The severe discipline which Menno exercised over his followers had, however, ultimately the effect of producing divisions within his flock. Oftentimes the propriety or impropriety of excommunicating from the fellowship of the Church those who had incurred its censures was questioned. Menno insisted upon the expulsion of all guilty of misdemeanor, even if the erring ones showed signs of repentance. Some in the flock took exception to this severity, and insisted upon it that an excommunicated might at least be readmitted if signs of repentance were clearly manifest. This division of opinion resulted finally in the division of the sect into two parties, named respectively " die Feinzen," the Fine, and "die Groben," the Coarse.
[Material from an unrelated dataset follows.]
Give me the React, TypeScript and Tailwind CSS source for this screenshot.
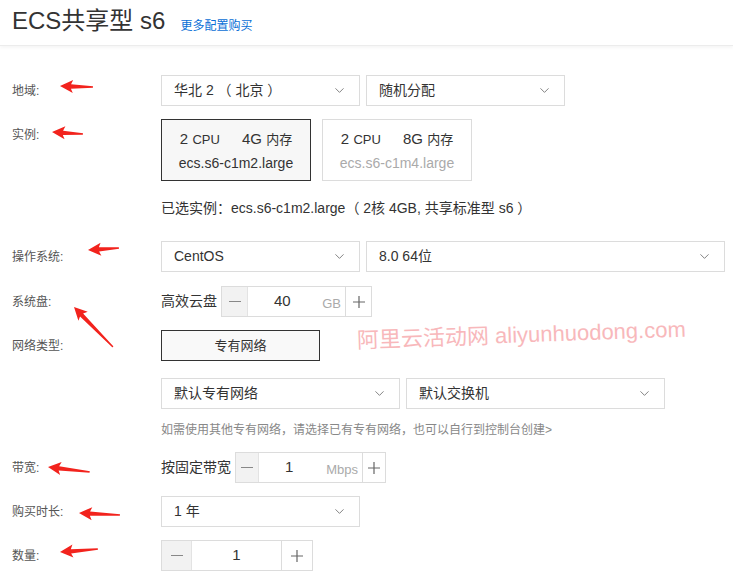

They were also called "Flemings" or "Flandrians" and "Waterlanders," from the districts in which they resided. The former was the more rigid of the two; but ere long it was also divided into Flandrians and Frieslanders. This separation arose out of a question as to what should constitute a sufficient cause for excommunication. One party regarded those only who were open contemners of the divine law to be deserving the highest censure of the Church, while the other party considered offences of the most trivial kind a reason for the instant rejection of the offender. Menno himself officially sided with the Flemings, and he was forced to pronounce the expulsion of the milder party, although his sympathies were supposed to be with them.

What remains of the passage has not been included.